Any couple that has a child who is ill will have added stress to their relationship. I'm not talking about a child who has a cold or the flu but one with life threatening or long term illnesses. The focus of every conversation, every family get together, every phone call typically ends up being about the illness and what is or isn't being done. In most cases, other children in the house get somewhat neglected as their accomplishments and achievements don't seem as important as whats going on with the sick child.
Its very easy for a couple to blame themselves or their spouse for the child being ill even though we all know that its not anyones fault. We become distant, maybe make some new friends, share our story looking for understanding, compassion, maybe a kind word that at home just doesn't seem to happen anymore. Along with the stress of illness comes the financial stress of doctor and hospital bills, therapy, medications, and perhaps specialized care.
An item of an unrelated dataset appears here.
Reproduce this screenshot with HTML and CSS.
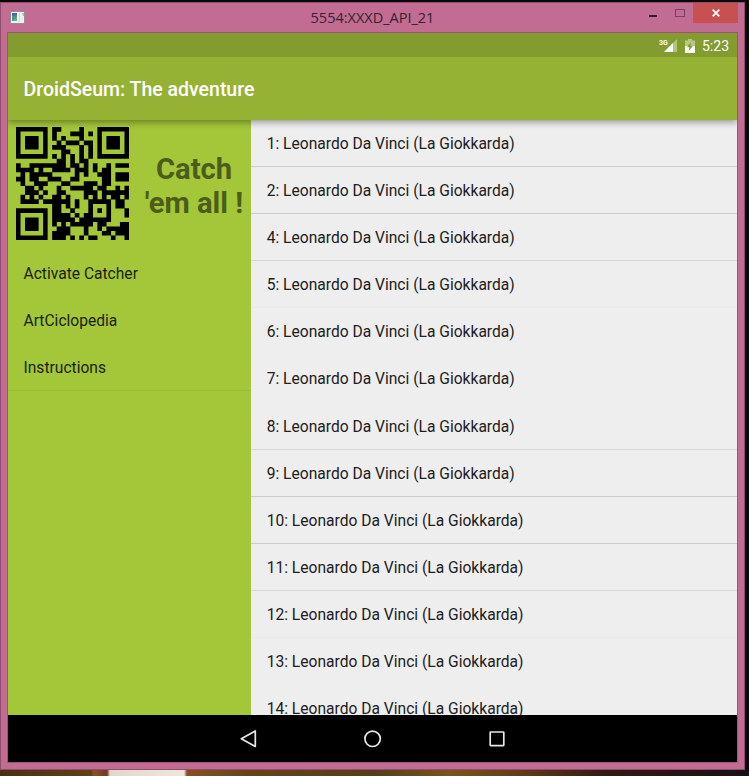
FILE: index.html
```html
<!DOCTYPE html>
<html lang="en">
<head>
<meta charset="utf-8">
<title>5554:XXXD_API_21</title>
<link rel="stylesheet" href="styles.css">
</head>
<body>
<div class="window">
  <header class="titlebar">
    <svg class="app-icon" width="16" height="14" viewBox="0 0 16 14"><rect x=".5" y=".5" width="14" height="12" fill="#eef0ea" stroke="#9c8996"/><rect x="2" y="2" width="5" height="8" fill="#4c9690"/><path d="M2 5V2h5v2z" fill="#496a9b"/><path d="M3 10l4-4v4z" fill="#65b78b"/><path d="M9 2h1v9H9z" fill="#d6d9d6"/><path d="M12 2h2v3h-1z" fill="#8bcbb9"/></svg>
    <h1 class="window-title">5554:XXXD_API_21</h1>
    <svg class="minimize" width="8" height="3"><rect width="8" height="2" fill="#2a2229"/></svg>
    <svg class="maximize" width="10" height="8"><rect x=".5" y=".5" width="9" height="7" fill="none" stroke="#76455d"/></svg>
    <div class="close"><svg width="8" height="8" viewBox="0 0 8 8"><path d="M.7.7l6.6 6.6M7.3.7L.7 7.3" stroke="#fff" stroke-width="1.7"/></svg></div>
  </header>
  <main class="screen">
    <div class="statusbar">
      <svg width="18" height="14" viewBox="0 0 18 14"><path d="M18 0v13H5z" fill="#b3c47c"/><path d="M14 4v9H5z" fill="#fff"/><text x="0" y="6" class="network">3G</text></svg>
      <svg class="battery" width="10" height="14" viewBox="0 0 10 14"><path d="M3 0h4v1.5h3V14H0V1.5h3z" fill="#b8c784"/><path d="M0 7h10v7H0z" fill="#fff"/><path d="M5.8 3L2 8.3h2.4L3.8 12 8 6.8H5.3z" fill="#829b30"/></svg>
      <span>5:23</span>
    </div>
    <div class="appbar">DroidSeum: The adventure</div>
    <div class="panes">
      <aside class="sidebar">
        <div class="hero">
          <svg id="qr" class="qr" viewBox="0 0 25 25"></svg>
          <div class="slogan">Catch<br>'em all !</div>
        </div>
        <nav class="menu"><div>Activate Catcher</div><div>ArtCiclopedia</div><div>Instructions</div></nav>
      </aside>
      <section class="list">
        <div class="row strong">1: Leonardo Da Vinci (La Giokkarda)</div>
        <div class="row strong">2: Leonardo Da Vinci (La Giokkarda)</div>
        <div class="row medium">4: Leonardo Da Vinci (La Giokkarda)</div>
        <div class="row faint">5: Leonardo Da Vinci (La Giokkarda)</div>
        <div class="row">6: Leonardo Da Vinci (La Giokkarda)</div>
        <div class="row">7: Leonardo Da Vinci (La Giokkarda)</div>
        <div class="row medium">8: Leonardo Da Vinci (La Giokkarda)</div>
        <div class="row strong">9: Leonardo Da Vinci (La Giokkarda)</div>
        <div class="row strong">10: Leonardo Da Vinci (La Giokkarda)</div>
        <div class="row medium">11: Leonardo Da Vinci (La Giokkarda)</div>
        <div class="row faint">12: Leonardo Da Vinci (La Giokkarda)</div>
        <div class="row">13: Leonardo Da Vinci (La Giokkarda)</div>
        <div class="row">14: Leonardo Da Vinci (La Giokkarda)</div>
      </section>
    </div>
    <div class="navbar">
      <svg width="18" height="20" viewBox="0 0 18 20"><path d="M15.3 2v15.5L1.3 9.75z"/></svg>
      <svg width="18" height="20" viewBox="0 0 18 20"><circle cx="8.6" cy="9.8" r="7.7"/></svg>
      <svg width="18" height="20" viewBox="0 0 18 20"><rect x="2.2" y="3" width="13.6" height="13.6" rx=".5"/></svg>
    </div>
  </main>
</div>
<div class="desktop"></div>
<script src="qr.js"></script>
</body>
</html>
```
FILE: styles.css
```css
* { box-sizing: border-box; }
body { margin: 0; height: 776px; padding-top: 2px; overflow: hidden; background: #0b0809; font-family: Roboto, sans-serif; }
.window { width: 745px; height: 768px; padding: 0 7px 7px; border: 1px solid #8f4e70; background: #c26c93; }
.titlebar { height: 30px; display: flex; align-items: flex-start; margin-right: -7px; }
.app-icon { margin: 8px 0 0 2px; }
.window-title { flex: 1; margin: 5px 0 0 70px; text-align: center; font: 400 14.5px/20px "Open Sans", sans-serif; letter-spacing: 0; color: #33242d; }
.minimize { margin: 12px 18px 0 0; }
.maximize { margin: 6px 8px 0 0; }
.close { width: 45px; height: 20px; margin-right: 6px; background: #c75050; display: flex; align-items: center; justify-content: center; }
.screen { width: 729px; height: 729px; outline: 1px solid #a0527a; display: flex; flex-direction: column; background: #000; }
.statusbar { height: 24px; background: #839c30; color: #fff; display: flex; align-items: center; justify-content: flex-end; padding: 1px 8px 0 0; font-size: 14px; }
.network { font: 700 7px Roboto, sans-serif; fill: #fff; }
.battery { margin: 0 7px 0 8px; }
.appbar { height: 62.5px; position: relative; z-index: 1; background: #96b235; color: #fff; font-size: 19.5px; font-weight: 500; line-height: 65px; padding-left: 15.5px; box-shadow: 0 2px 7px rgba(0,0,0,.4); clip-path: inset(0 0 -12px 0); }
.panes { height: 595.5px; padding-top: .5px; display: flex; overflow: hidden; background: #a4c639; }
.sidebar { width: 243px; background: #a4c639; }
.hero { height: 129.5px; display: flex; padding: 7px 4px 0 8px; }
.qr { width: 113px; height: 113px; flex: none; }
.slogan { flex: 1; margin-left: 12px; padding-top: 25px; color: #4c5c1b; font-size: 29.2px; line-height: 34px; font-weight: 700; text-align: center; white-space: nowrap; }
.menu { height: 141.4px; font-size: 15.6px; color: #1a1f0b; border-bottom: 1px solid #9bbb37; }
.menu div { height: 47.1px; line-height: 49.4px; padding-left: 15.5px; }
.list { flex: 1; background: #eee; color: #202020; font-size: 15.6px; }
.row { height: 47.1px; padding-left: 15.7px; line-height: 49.2px; border-bottom: 1px solid transparent; white-space: nowrap; }
.strong { border-color: #ccc; }
.medium { border-color: #d7d7d7; }
.faint { border-color: #e8e8e8; }
.navbar { height: 47px; display: flex; justify-content: center; align-items: center; gap: 106px; background: #000; }
.navbar svg { fill: none; stroke: #e7e7e7; stroke-width: 1.7; stroke-linejoin: round; }
.desktop { height: 6px; background: linear-gradient(90deg, #4b3016 0, #604019 91px, #8f4c28 94px, #6a3a28 107px, #e3d6cc 110px, #eee6dc 184px, #8c4b25 187px, #795022 205px, #65421b 250px, #553d1d 375px, #7a541b 450px, #5d3819 530px, #341b15 600px, #241312 700px, #151113 749px); }
```
FILE: qr.js
```js
// Dark modules of each row; the three corner finder patterns are added below.
const rows = [
  [8,9,14], [8,12,13,14,16], [8,10,14], [9,11,12,13,15,16], [8,9,10,14,16], [10,11,14,16],
  [8,10,12,14,16], [9,10,12,14,15], [0,3,4,5,6,7,8,9,10,12,13,15,17,20,22,23,24],
  [0,1,2,3,5,8,9,10,11,13,14,15,17,19,20], [1,3,4,5,6,7,13,15,18,19,20,22,23,24],
  [0,1,3,4,7,8,9,12,13,19,20,22,23,24], [1,4,5,6,10,11,15,16,17,19,20],
  [2,3,5,9,12,13,14,15,16,18,19,22,24], [2,3,4,6,9,10,15,16,17,19,20,21,22,23,24],
  [1,3,5,8,9,11,15,17,19,21,22,24], [1,2,3,4,6,7,8,9,10,11,13,16,17,18,19,20,22,23],
  [8,9,11,13,16,20,22,23], [8,9,12,16,18,20,24], [8,9,10,11,13,15,16,20,24],
  [8,9,10,11,12,14,15,16,17,18,19,20], [8,10,12,13,14,15,16,18,19,23,24],
  [9,10,11,15,18,20,21,22,23,24], [8,9,10,11,15,19,20,22,23,24], [8,9,10,12,14,16,17,21,24]
];
let d = "";
rows.forEach((row, y) => row.forEach(x => { d += `M${x} ${y}h1.03v1.03h-1.03z`; }));
for (const [x, y] of [[0, 0], [18, 0], [0, 18]]) {
  d += `M${x} ${y}h7v1h-7zM${x} ${y + 6}h7v1h-7zM${x} ${y + 1}h1v5h-1zM${x + 6} ${y + 1}h1v5h-1zM${x + 2} ${y + 2}h3v3h-3z`;
}
document.getElementById("qr").innerHTML = `<path d="${d}"/>`;
```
No matter how much money you make, its never enough.
Now this is only my opinion but when you have a child with Autism all of these things are really amplified. I can't really speak for other parents but I will say that having a child with health issues and autism has put a lot of added stress into our marriage. As amazing as Aidan is, he is a handful. He doesn't know fear as other kids do. He is a ball of energy from early am till he is in bed with virtually no down time. He is a runner, he climbs, he needs to be doing something all the time and he is not happy doing it alone. He is not toilet trained yet. He typically has to be fed instead of him feeding himself. Medication for his seizures is every 12 hours and before bedtime something for his stomach so he can have regular bowel movements. He's mischievous. He is also one of the 3 greatest things to ever happen to us. His brothers are the other 2.
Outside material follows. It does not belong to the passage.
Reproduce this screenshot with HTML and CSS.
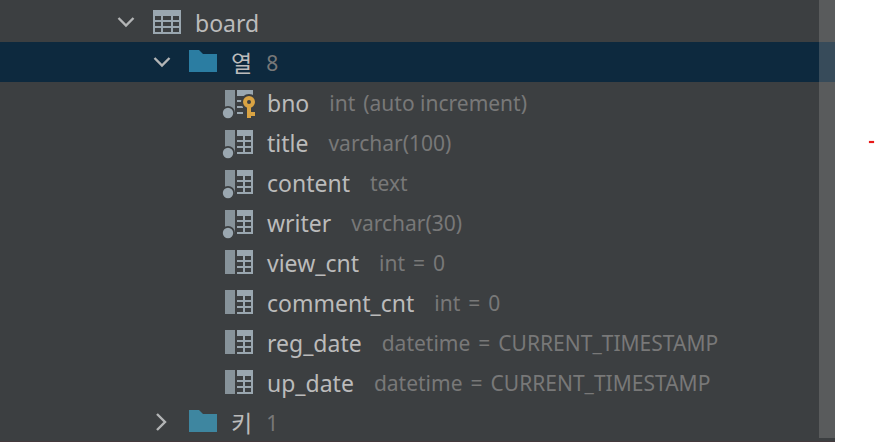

Now, over a period of time and troubles, it is very easy to be neglectful of your other half, easy to need them to give you a break and to feel as if your the one doing it all, dealing with it all and feeling very alone. Easy for depression to set in and self pity. Every time you turn around your thinking "why is it my turn again?" Sometimes you can't help think your in a competition for some alone time. Having said all this, tomorrow will be 19 years that we are married and we are renewing our Vows. Hopefully the next 19 years will be a bit smoother, a bit more fun, a bit less stressful, and maybe we will just be a bit more understanding of each other.